- _Written instruction_:
In the data that follows, count the lines in which the word "screenshot" occurs, and report that figure alone.
########################################
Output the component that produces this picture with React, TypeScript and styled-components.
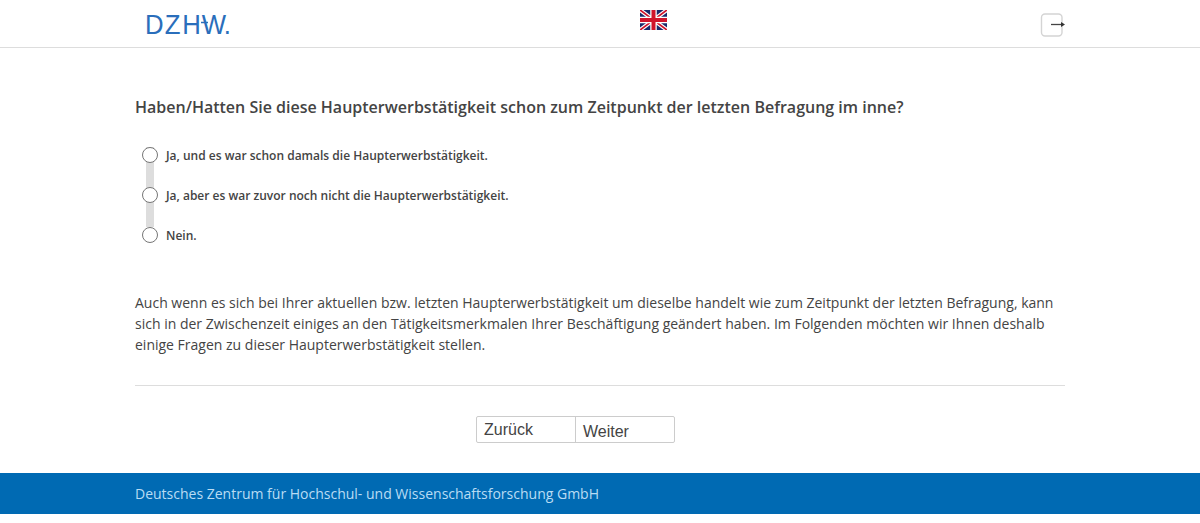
import React from "react";
import styled, { createGlobalStyle } from "styled-components";

const Global = createGlobalStyle`
  html, body { margin: 0; padding: 0; background: #fff; }
  body { font-family: "Open Sans", sans-serif; color: #444; overflow: hidden; }
`;

const Page = styled.div`
  width: 1200px;
  height: 523px;
  display: flex;
  flex-direction: column;
`;

const Header = styled.header`
  height: 47px;
  border-bottom: 1px solid #ddd;
  display: grid;
  grid-template-columns: 505px 27px 1fr;
  padding: 0 135px;
`;

const LogoBox = styled.div`
  padding: 8px 0 0 10px;
`;

const FlagBox = styled.div`
  padding-top: 10px;
`;

const ExitBox = styled.div`
  display: flex;
  justify-content: flex-end;
  padding-top: 13px;
`;

const Main = styled.main`
  height: 425px;
  padding: 0 135px;
  display: flex;
  flex-direction: column;
`;

const Question = styled.h1`
  margin: 48px 0 0;
  font-size: 16px;
  line-height: 22px;
  font-weight: 600;
  color: #444;
`;

const Options = styled.div`
  position: relative;
  margin: 17px 0 0 7px;
  display: flex;
  flex-direction: column;
`;

const Rail = styled.div`
  position: absolute;
  left: 4px;
  top: 12px;
  width: 8px;
  height: 80px;
  background: #ddd;
`;

const Option = styled.label`
  position: relative;
  height: 40px;
  display: flex;
  align-items: center;
  gap: 8px;
  font-size: 12px;
  font-weight: 600;
  color: #444;
`;

const Radio = styled.span`
  width: 16px;
  height: 16px;
  box-sizing: border-box;
  border: 1px solid #767676;
  border-radius: 50%;
  background: #fff;
  flex: none;
`;

const Text = styled.p`
  margin: 37px 0 0;
  font-size: 14px;
  line-height: 21px;
  color: #444;
`;

const Rule = styled.hr`
  margin: 30px 0 0;
  border: 0;
  border-top: 1px solid #ddd;
`;

const Buttons = styled.div`
  margin: 30px 0 0 341px;
  width: 199px;
  height: 27px;
  box-sizing: border-box;
  border: 1px solid #ccc;
  border-radius: 2px;
  display: flex;
`;

const NavButton = styled.div<{ $down?: boolean }>`
  flex: 1;
  padding: ${(p) => (p.$down ? "5px 0 0 7px" : "3px 0 0 7px")};
  font-family: "Liberation Sans", Arial, sans-serif;
  font-size: 16px;
  line-height: 20px;
  color: #444;
  & + & { border-left: 1px solid #ccc; }
`;

const Footer = styled.footer`
  height: 41px;
  background: #006ab3;
  padding: 0 135px;
  display: flex;
  align-items: center;
  font-size: 14px;
  color: #b9dcf3;
`;

const Logo = () => (
  <svg width="96" height="34" viewBox="0 0 96 34">
    <g transform="scale(0.92 1)">
      <text
        x="0 21.6 40.6 61.6 85.5"
        y="26"
        fontFamily="'Liberation Sans', Arial, sans-serif"
        fontSize="28"
        fill="#2a6ebb"
      >
        DZHW.
      </text>
    </g>
    <path d="M56 14.5H63" stroke="#2a6ebb" strokeWidth="1.5" />
  </svg>
);

const Flag = () => (
  <svg width="27" height="20" viewBox="0 0 27 20">
    <rect width="27" height="20" fill="#1a2a6c" />
    <path d="M0 0L27 20M27 0L0 20" stroke="#fff" strokeWidth="4" />
    <path d="M0 0L27 20M27 0L0 20" stroke="#d0142c" strokeWidth="1.8" />
    <path d="M13.5 0V20M0 10H27" stroke="#fff" strokeWidth="6.5" />
    <path d="M13.5 0V20M0 10H27" stroke="#d0142c" strokeWidth="4" />
  </svg>
);

const Exit = () => (
  <svg width="26" height="24" viewBox="0 0 26 24">
    <rect x="2.5" y="1" width="20.5" height="22" rx="3.5" fill="none" stroke="#d4d4d4" strokeWidth="1.4" />
    <path d="M12 11.5H23" stroke="#444" strokeWidth="1.3" />
    <path d="M22 9L26 11.5L22 14Z" fill="#333" />
  </svg>
);

export default function App() {
  return (
    <Page>
      <Global />
      <Header>
        <LogoBox><Logo /></LogoBox>
        <FlagBox><Flag /></FlagBox>
        <ExitBox><Exit /></ExitBox>
      </Header>
      <Main>
        <Question>Haben/Hatten Sie diese Haupterwerbstätigkeit schon zum Zeitpunkt der letzten Befragung im inne?</Question>
        <Options>
          <Rail />
          <Option><Radio />Ja, und es war schon damals die Haupterwerbstätigkeit.</Option>
          <Option><Radio />Ja, aber es war zuvor noch nicht die Haupterwerbstätigkeit.</Option>
          <Option><Radio />Nein.</Option>
        </Options>
        <Text>
          Auch wenn es sich bei Ihrer aktuellen bzw. letzten Haupterwerbstätigkeit um dieselbe handelt wie zum Zeitpunkt der letzten Befragung, kann sich in der Zwischenzeit einiges an den Tätigkeitsmerkmalen Ihrer Beschäftigung geändert haben. Im Folgenden möchten wir Ihnen deshalb einige Fragen zu dieser Haupterwerbstätigkeit stellen.
        </Text>
        <Rule />
        <Buttons>
          <NavButton>Zurück</NavButton>
          <NavButton $down>Weiter</NavButton>
        </Buttons>
      </Main>
      <Footer>Deutsches Zentrum für Hochschul- und Wissenschaftsforschung GmbH</Footer>
    </Page>
  );
}
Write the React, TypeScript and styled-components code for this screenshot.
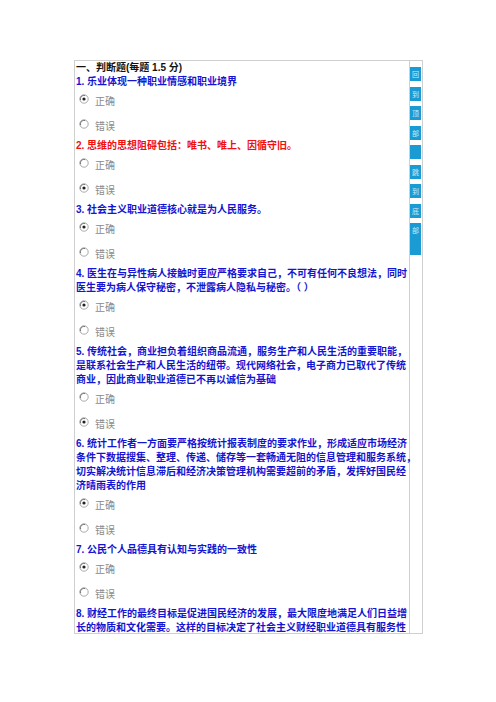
import styled, { createGlobalStyle } from "styled-components"

const GlobalStyle = createGlobalStyle`
  body {
    margin: 0;
    background: #ffffff;
    font-family: "Liberation Sans", "Noto Sans CJK SC", sans-serif;
  }
`

type Answer = "yes" | "no"

interface Question {
  lines: string[]
  answer?: Answer
  wrong?: boolean
}

// the last item runs past the bottom of the sheet, so its choices are not drawn
const questions: Question[] = [
  { lines: ["1. 乐业体现一种职业情感和职业境界"], answer: "yes" },
  { lines: ["2. 思维的思想阻碍包括：唯书、唯上、因循守旧。"], answer: "no", wrong: true },
  { lines: ["3. 社会主义职业道德核心就是为人民服务。"], answer: "yes" },
  {
    lines: [
      "4. 医生在与异性病人接触时更应严格要求自己，不可有任何不良想法，同时",
      "医生要为病人保守秘密，不泄露病人隐私与秘密。（ ）"
    ],
    answer: "yes"
  },
  {
    lines: [
      "5. 传统社会，商业担负着组织商品流通，服务生产和人民生活的重要职能，",
      "是联系社会生产和人民生活的纽带。现代网络社会，电子商力已取代了传统",
      "商业，因此商业职业道德已不再以诚信为基础"
    ],
    answer: "no"
  },
  {
    lines: [
      "6. 统计工作者一方面要严格按统计报表制度的要求作业，形成适应市场经济",
      "条件下数据搜集、整理、传递、储存等一套畅通无阻的信息管理和服务系统，",
      "切实解决统计信息滞后和经济决策管理机构需要超前的矛盾，发挥好国民经",
      "济晴雨表的作用"
    ],
    answer: "yes"
  },
  { lines: ["7. 公民个人品德具有认知与实践的一致性"], answer: "yes" },
  {
    lines: [
      "8. 财经工作的最终目标是促进国民经济的发展，最大限度地满足人们日益增",
      "长的物质和文化需要。这样的目标决定了社会主义财经职业道德具有服务性"
    ]
  }
]

const navItems = ["回", "到", "顶", "部", "", "跳", "到", "底", "部"]

const Page = styled.div`
  padding: 60px 0 0 74px;
`

const Sheet = styled.div`
  display: flex;
  width: 347px;
  height: 572px;
  border: 1px solid #cfcfcf;
  overflow: hidden;
`

const Main = styled.div`
  width: 335px;
  padding-left: 1px;
  box-sizing: border-box;
  border-right: 1px solid #cfcfcf;
`

const Heading = styled.div`
  height: 14px;
  line-height: 14px;
  font-size: 10px;
  font-weight: 700;
  color: #111;
  white-space: nowrap;
`

const Stem = styled.div<{ $wrong?: boolean }>`
  font-size: 10px;
  line-height: 14px;
  font-weight: 700;
  color: ${p => (p.$wrong ? "#f01010" : "#1414d2")};
  white-space: nowrap;
`

const Option = styled.div`
  display: flex;
  align-items: center;
  height: 25px;
  padding-left: 3px;
  gap: 6px;
`

const Radio = styled.svg`
  flex: none;
  width: 10px;
  height: 10px;
  margin-bottom: 6px;
`

const OptionLabel = styled.span`
  font-size: 10px;
  color: #8a8a8a;
  line-height: 14px;
  padding-top: 1px;
`

const Side = styled.div`
  width: 11px;
  padding-top: 6px;
  display: flex;
  flex-direction: column;
  gap: 5.5px;
`

const NavBlock = styled.div<{ $tall?: boolean }>`
  height: ${p => (p.$tall ? 32 : 14)}px;
  background: #1b9bd3;
  color: #cdeaf7;
  font-size: 7px;
  line-height: 14px;
  text-align: center;
  font-family: "Noto Sans CJK SC", sans-serif;
`

const RadioIcon = ({ checked }: { checked: boolean }) => (
  <Radio viewBox="0 0 10 10">
    <circle cx="5" cy="5" r="4.2" fill="#fff" stroke="#a0a0a0" strokeWidth="0.9" />
    <path d="M1.6 6.2 A3.6 3.6 0 0 1 6.2 1.6" fill="none" stroke="#6a6a6a" strokeWidth="0.9" />
    {checked && <circle cx="5" cy="5" r="1.6" fill="#222" />}
  </Radio>
)

const QuestionBlock = ({ q }: { q: Question }) => (
  <div>
    <Stem $wrong={q.wrong}>
      {q.lines.map((line, i) => (
        <div key={i}>{line}</div>
      ))}
    </Stem>
    {q.answer && (
      <>
        <Option>
          <RadioIcon checked={q.answer === "yes"} />
          <OptionLabel>正确</OptionLabel>
        </Option>
        <Option>
          <RadioIcon checked={q.answer === "no"} />
          <OptionLabel>错误</OptionLabel>
        </Option>
      </>
    )}
  </div>
)

export default function App() {
  return (
    <>
      <GlobalStyle />
      <Page>
        <Sheet>
          <Main>
            <Heading>一、判断题(每题 1.5 分)</Heading>
            {questions.map((q, i) => (
              <QuestionBlock key={i} q={q} />
            ))}
          </Main>
          <Side>
            {navItems.map((t, i) => (
              <NavBlock key={i} $tall={i === navItems.length - 1}>
                {t}
              </NavBlock>
            ))}
          </Side>
        </Sheet>
      </Page>
    </>
  )
}
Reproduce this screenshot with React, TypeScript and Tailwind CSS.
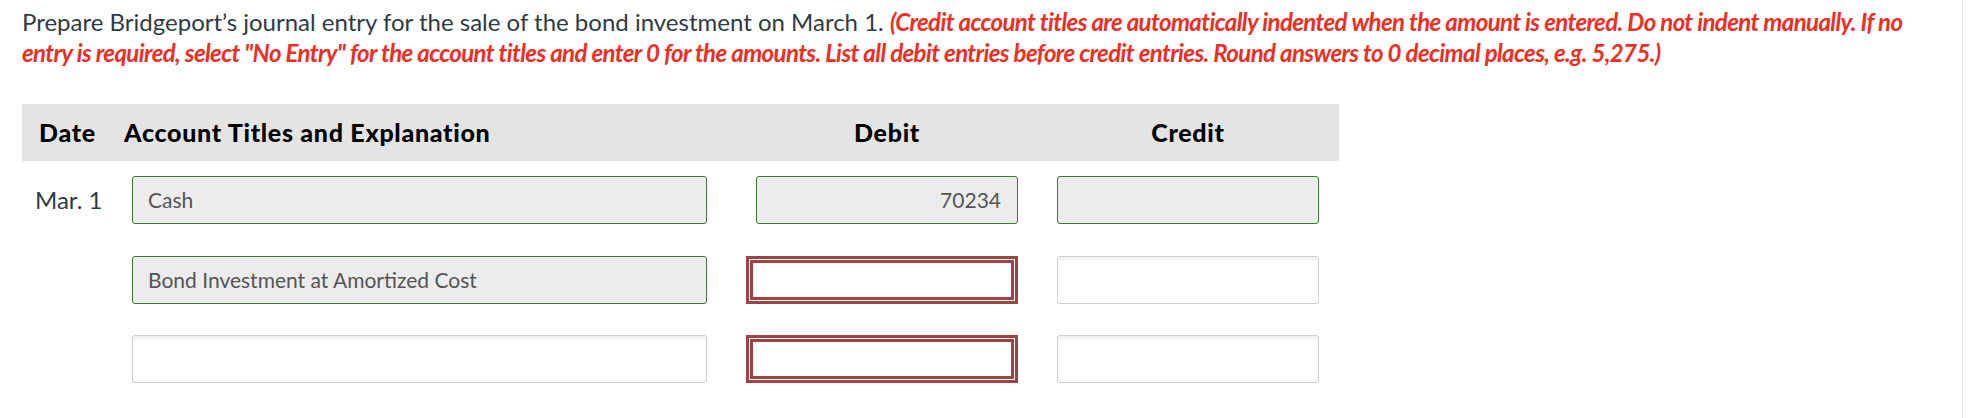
import React from "react";

const rows = [
  { date: "Mar. 1", account: "Cash", debit: "70234", filled: true, debitError: false },
  { date: "", account: "Bond Investment at Amortized Cost", debit: "", filled: true, debitError: true },
  { date: "", account: "", debit: "", filled: false, debitError: true },
];

const greenBox = "h-12 rounded-[3px] border border-[#3f7a37] bg-[#ececec] text-[#555] flex items-center";
const plainBox = "h-12 rounded-[3px] border border-[#cfcfcf] bg-white shadow-[inset_0_3px_3px_rgba(0,0,0,0.06)]";

function DebitCell({ value, error, filled }: { value: string; error?: boolean; filled: boolean }) {
  if (error) {
    return (
      <div className="ml-auto w-[272px] h-12 border-[3px] border-[#9c4343] p-px bg-white">
        <div className="h-full border-[3px] border-[#9c4343] bg-white"></div>
      </div>
    );
  }
  return (
    <div className={`ml-auto w-[262px] ${filled ? greenBox : plainBox} justify-end pr-[16px]`}>
      {value}
    </div>
  );
}

export default function App() {
  return (
    <div className="w-[1978px] h-[418px] bg-white font-['Lato',sans-serif] relative">
      <div className="pl-[22px] pt-[6px] w-[1942px]">
        <p className="text-[24px] leading-[31px] text-[#2d3b45]">
          Prepare Bridgeport’s journal entry for the sale of the bond investment on March 1.{" "}
          <span className="text-[#ee2d24] font-bold italic tracking-[-0.6px]">
            (Credit account titles are automatically indented when the amount is entered. Do not indent manually. If no entry is required, select "No Entry" for the account titles and enter 0 for the amounts. List all debit entries before credit entries. Round answers to 0 decimal places, e.g. 5,275.)
          </span>
        </p>
      </div>

      <div className="ml-[22px] mt-[36px] w-[1317px]">
        {/* header */}
        <div className="grid grid-cols-[102px_583px_311px_321px] h-[57px] items-center bg-[#e4e4e4] text-black font-black text-[25px] tracking-[0.7px]">
          <div className="pl-[17px]">Date</div>
          <div>Account Titles and Explanation</div>
          <div className="flex">
            <div className="ml-auto w-[262px] text-center">Debit</div>
          </div>
          <div className="pl-[39px]">
            <div className="w-[262px] text-center">Credit</div>
          </div>
        </div>

        {/* rows */}
        <div className="mt-[15px] flex flex-col gap-[31.5px]">
          {rows.map((r, i) => (
            <div key={i} className="grid grid-cols-[110px_575px_311px_321px] items-center">
              <div className="pl-[13px] text-[24px] text-[#2d3b45]">{r.date}</div>
              <div className={`${r.filled ? greenBox : plainBox} px-[15px] text-[21px]`}>{r.account}</div>
              <div className="flex text-[21px]">
                <DebitCell value={r.debit} error={r.debitError} filled={r.filled && !r.debitError} />
              </div>
              <div className="pl-[39px]">
                <div className={`w-[262px] ${i === 0 ? greenBox : plainBox}`}></div>
              </div>
            </div>
          ))}
        </div>
      </div>

      <div className="absolute top-0 right-[15px] w-px h-full bg-[#e6e6e6]"></div>
    </div>
  );
}
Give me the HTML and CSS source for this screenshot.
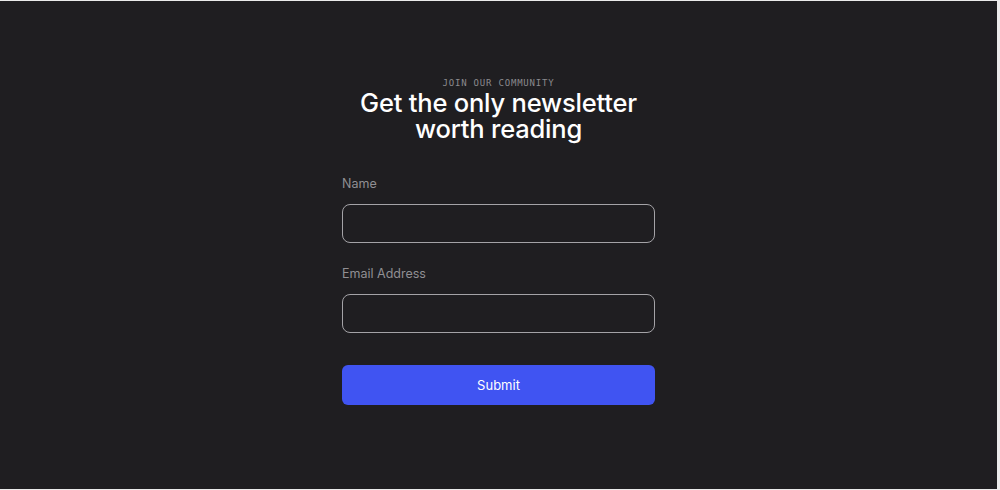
FILE: index.html
```html
<!DOCTYPE html>
<html lang="en">
<head>
<meta charset="utf-8">
<title>Newsletter</title>
<link rel="stylesheet" href="styles.css">
</head>
<body>
<section class="signup">
  <p class="eyebrow">JOIN OUR COMMUNITY</p>
  <h1 class="title">Get the only newsletter<br>worth reading</h1>
  <form class="form">
    <div class="field">
      <label class="label" for="name">Name</label>
      <input class="input" id="name" type="text">
    </div>
    <div class="field">
      <label class="label" for="email">Email Address</label>
      <input class="input" id="email" type="email">
    </div>
    <button class="submit" type="button">Submit</button>
  </form>
</section>
</body>
</html>
```

FILE: styles.css
```css
* { box-sizing: border-box; }
html, body { margin: 0; padding: 0; }
body {
  background: #ebebeb;
  font-family: "Inter", "Liberation Sans", sans-serif;
}
.signup {
  width: 997px;
  height: 488px;
  margin-top: 1px;
  background: #1f1e21;
  display: flex;
  flex-direction: column;
  align-items: center;
  padding-top: 76px;
}
.eyebrow {
  margin: 0;
  font-family: "DejaVu Sans Mono", "Liberation Mono", monospace;
  font-size: 9px;
  line-height: 12px;
  letter-spacing: 0.8px;
  color: #8b8a8e;
}
.title {
  margin: 1px 0 0;
  font-size: 25.5px;
  line-height: 26px;
  font-weight: 500;
  letter-spacing: -0.2px;
  color: #ffffff;
  text-align: center;
}
.form {
  width: 313px;
  margin-top: 34px;
  display: flex;
  flex-direction: column;
  gap: 23px;
}
.field {
  display: flex;
  flex-direction: column;
  gap: 12px;
}
.label {
  font-size: 12.5px;
  line-height: 16px;
  color: #908f93;
}
.input {
  height: 39px;
  border: 1px solid #a4a3a7;
  border-radius: 8px;
  background: transparent;
  color: #fff;
  padding: 0 12px;
  font: inherit;
}
.submit {
  margin-top: 9px;
  height: 40px;
  border: 0;
  border-radius: 6px;
  background: #4054f2;
  color: #ffffff;
  font-family: inherit;
  font-size: 13px;
  font-weight: 400;
}
```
########################################
- _Output below_:
3